Martinez vs. Murray: Definitely Maybe?
Almost 104 years ago three young men took shelter in the foyer of a dilapidated urban railway station in the Argentine province of Buenos Aires. An unexpected downpour condemned their game of football to a premature conclusion. As they stood gazing at the heavy raindrops dancing on the cast iron window sill they romanced at the notion of constructing a sports stadium nearby.
On April 27th an estimated 55,000 spectators will converge upon the Club Atletico Velez Sarsfield to witness the return of the province’s most popular sports icon. Sergio Martinez, the current WBC middleweight champion, has not enjoyed the luxury of home comforts since winning a 10 round contest over Francisco Antonio Mora way back in 2002.
On fight night a huge number of fight fans will disembark at Floresta train station. The excited mob need not stop to shelter in the foyer. The 101 year old venue is conveniently located only a short stroll from the train platform.

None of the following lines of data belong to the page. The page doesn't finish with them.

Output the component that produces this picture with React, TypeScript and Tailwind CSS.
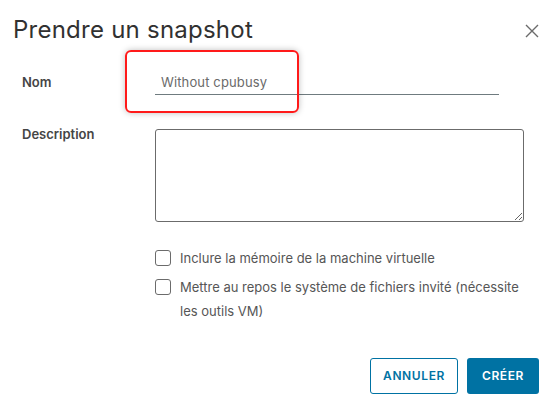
import React from "react";

function CheckRow({ children }: { children: React.ReactNode }) {
  return (
    <label className="flex items-start gap-[9px] text-[13px] leading-[24px] text-[#565656]">
      <span className="mt-[4px] h-[16px] w-[16px] shrink-0 rounded-[3px] border border-[#6b6b6b] bg-white" />
      <span>{children}</span>
    </label>
  );
}

export default function App() {
  return (
    <div
      className="relative h-[408px] w-[555px] overflow-hidden bg-white"
      style={{ fontFamily: "Inter, 'Open Sans', sans-serif" }}
    >
      <div className="flex items-start justify-between pl-[13px] pr-[16px] pt-[14px]">
        <h1 className="text-[24px] leading-[32px] font-normal tracking-[0.01em] text-[#313131]">
          Prendre un snapshot
        </h1>
        <button className="mt-[10px] text-[#6b6b6b]">
          <svg width="14" height="14" viewBox="0 0 14 14" fill="none" stroke="currentColor" strokeWidth="1.4">
            <path d="M1 1L13 13M13 1L1 13" />
          </svg>
        </button>
      </div>

      <div className="mt-[26px] grid grid-cols-[133px_1fr] pl-[22px] pr-[31px]">
        <div className="text-[13px] leading-[20px] font-semibold text-[#454545]">Nom</div>
        <div className="w-[344px] border-b border-[#6f7b7f] pb-[2px] pl-[6px] text-[13px] leading-[20px] tracking-[0.01em] text-[#6a6a6a]">
          Without cpubusy
        </div>

        <div className="mt-[29px] text-[13px] leading-[20px] font-semibold text-[#454545]">Description</div>
        <textarea className="mt-[34px] h-[93px] w-[369px] resize-y rounded-[3px] border border-[#6b6b6b] bg-white" />

        <div />
        <div className="mt-[24px] flex flex-col gap-[5px]">
          <CheckRow>Inclure la mémoire de la machine virtuelle</CheckRow>
          <CheckRow>
            Mettre au repos le système de fichiers invité (nécessite les outils VM)
          </CheckRow>
        </div>
      </div>

      <div className="mt-[35px] flex justify-end gap-[9px] pr-[16px]">
        <button className="h-[36px] w-[88px] rounded-[3px] border border-[#0072a3] bg-white text-[12px] font-semibold tracking-[0.05em] text-[#0072a3]">
          ANNULER
        </button>
        <button className="h-[36px] w-[72px] rounded-[3px] bg-[#0072a3] text-[12px] font-semibold tracking-[0.05em] text-white">
          CRÉER
        </button>
      </div>

      <div className="pointer-events-none absolute left-[125px] top-[50px] h-[63px] w-[174px] rounded-[6px] border-2 border-[#ff1a1a] shadow-[0_0_6px_rgba(0,0,0,0.25)]" />
    </div>
  );
}
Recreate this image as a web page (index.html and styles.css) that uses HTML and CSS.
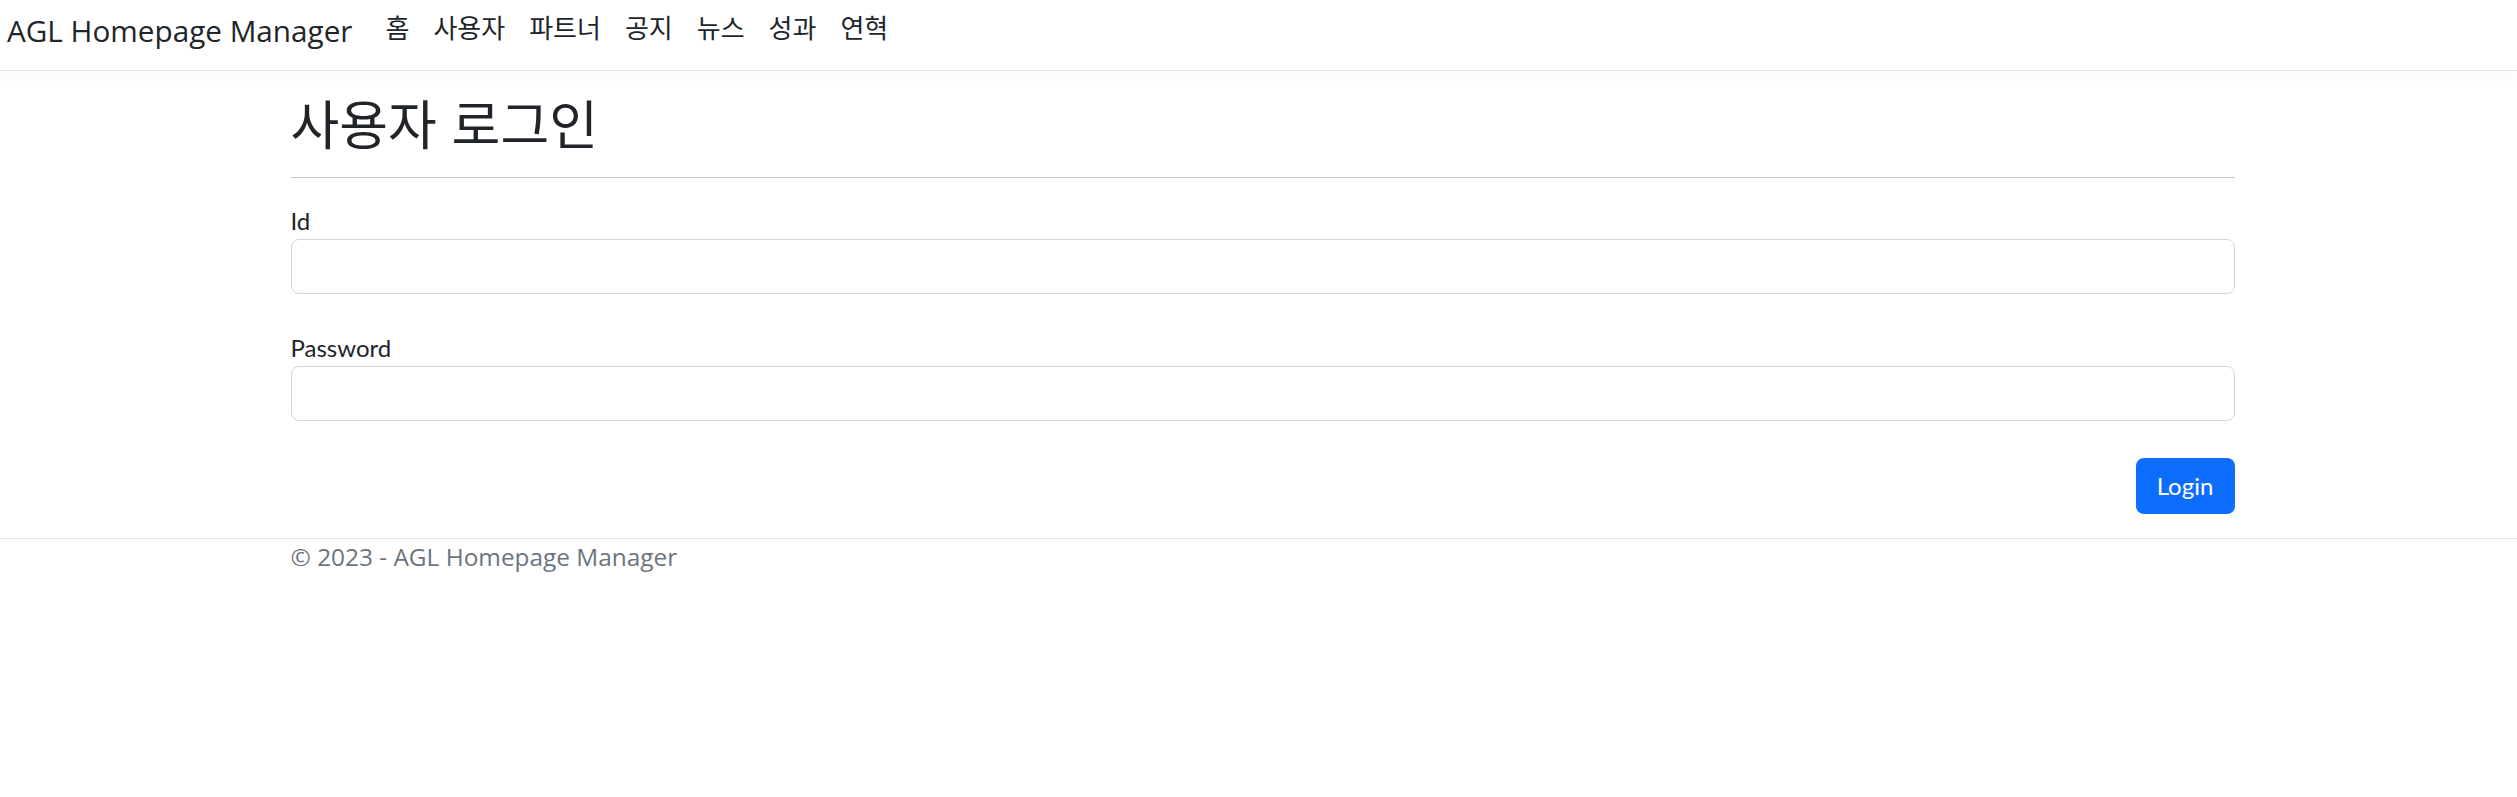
FILE: index.html
```html
<!DOCTYPE html>
<html lang="ko">
<head>
<meta charset="utf-8">
<title>사용자 로그인 - AGL Homepage Manager</title>
<link rel="stylesheet" href="styles.css">
</head>
<body>
<header class="navbar">
  <a class="brand" href="#">AGL Homepage Manager</a>
  <ul class="nav">
    <li><a class="nav-link" href="#">홈</a></li>
    <li><a class="nav-link" href="#">사용자</a></li>
    <li><a class="nav-link" href="#">파트너</a></li>
    <li><a class="nav-link" href="#">공지</a></li>
    <li><a class="nav-link" href="#">뉴스</a></li>
    <li><a class="nav-link" href="#">성과</a></li>
    <li><a class="nav-link" href="#">연혁</a></li>
  </ul>
</header>
<main class="container">
  <h1 class="title">사용자 로그인</h1>
  <hr class="divider">
  <form class="login-form">
    <div class="field">
      <label class="field-label" for="id">Id</label>
      <input class="field-input" id="id" type="text">
    </div>
    <div class="field">
      <label class="field-label" for="pw">Password</label>
      <input class="field-input" id="pw" type="password">
    </div>
    <div class="actions">
      <button class="btn-primary" type="button">Login</button>
    </div>
  </form>
</main>
<footer class="footer">
  <div class="container footer-text">© 2023 - AGL Homepage Manager</div>
</footer>
</body>
</html>
```

FILE: styles.css
```css
* { box-sizing: border-box; }

html, body {
  margin: 0;
  padding: 0;
  background: #fff;
  color: #212529;
  font-family: "Open Sans", "Noto Sans CJK KR", sans-serif;
}

.navbar {
  display: flex;
  align-items: flex-start;
  height: 71px;
  padding: 8px 0 0 7px;
  border-bottom: 1px solid #e3e3e3;
  box-shadow: 0 6px 18px rgba(0, 0, 0, 0.03);
}

.brand {
  font-size: 29.7px;
  line-height: 45px;
  color: #212529;
  text-decoration: none;
  margin-right: 21px;
}

.nav {
  display: flex;
  list-style: none;
  margin: 1px 0 0 0;
  padding: 0;
}

.nav-link {
  display: block;
  padding: 0 12px;
  font-family: "Noto Sans CJK KR", sans-serif;
  font-size: 26px;
  line-height: 36px;
  color: #212529;
  text-decoration: none;
}

.container {
  width: 1944px;
  margin-left: calc(50% - 968px);
}

.title {
  margin: 22px 0 0 0;
  font-family: "Noto Sans CJK KR", sans-serif;
  font-weight: 400;
  font-size: 53px;
  line-height: 58px;
  color: #212529;
}

.divider {
  margin: 26px 0 0 0;
  border: 0;
  border-top: 1px solid #c8c9ca;
  height: 0;
}

.login-form {
  display: flex;
  flex-direction: column;
  gap: 36px;
  margin-top: 25px;
}

.field {
  display: flex;
  flex-direction: column;
}

.field-label {
  font-family: Lato, "Noto Sans CJK KR", sans-serif;
  font-size: 24px;
  line-height: 36px;
  color: #212529;
}

.field-input {
  height: 55px;
  width: 100%;
  border: 1.5px solid #d3d6d9;
  border-radius: 8px;
  background: #fff;
  padding: 0 18px;
  font-size: 24px;
}

.actions {
  display: flex;
  justify-content: flex-end;
  margin-top: 1px;
  margin-bottom: 24px;
}

.btn-primary {
  height: 56px;
  width: 99px;
  border: 0;
  border-radius: 8px;
  background: #0d6efd;
  color: #fff;
  font-family: Lato, sans-serif;
  font-size: 24px;
  line-height: 36px;
  padding: 0;
}

.footer {
  border-top: 1px solid #e3e3e3;
}

.footer-text {
  font-size: 24.4px;
  line-height: 36px;
  color: #6c757d;
}
```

The stock of ‘Maravilla’ has not suffered despite his absenteeism. The decision to uproot his training base over a decade ago in search of boxing superstardom has paid dividends. His overseas achievements have not gone unnoticed in his homeland where he was deservedly awarded the accolade of Argentina’s Best Sport Star of 2012.
The 38 year old Oxnard resident is widely recognised as pound for pound material, with the highly regarded Ring Magazine placing him in 4th position. However the boxing forums are a knotted chain of conflicting opinions concerning the southpaw fighter. His unorthodox style is his trademark. The lack of amateur refinement has afforded him the freedom to invent his own version of the craft.
In less than two weeks time Martinez will climb through the ropes to meet St. Helen’s contender Martin Murray. The undefeated UK fighter will be eager to succeed where Barker and Macklin have fallen short.
Martin is a tidy boxer with a wealth of determination. He is being tipped to dethrone the kingpin by knowledgeable names within the sport, especially those based in the UK. Promoter Ricky Hatton has made comparisons to his own victory over Kostya Tszyu.
The general consensus stateside is that Sergio will delight his Argentine supporters with a convincing stoppage win. Admittedly rumblings to the contrary have been uttered by recognisable American accents since the fight was announced.
And so the middleweight contest is open to debate. Can Martinez pick up where he left off against Chavez Jr.? Will the expectations of the home crowd, the passing of father time and the accumulation of injuries from his last encounter all weigh heavy on the champion?
Or, can Murray make Argentina cry for him?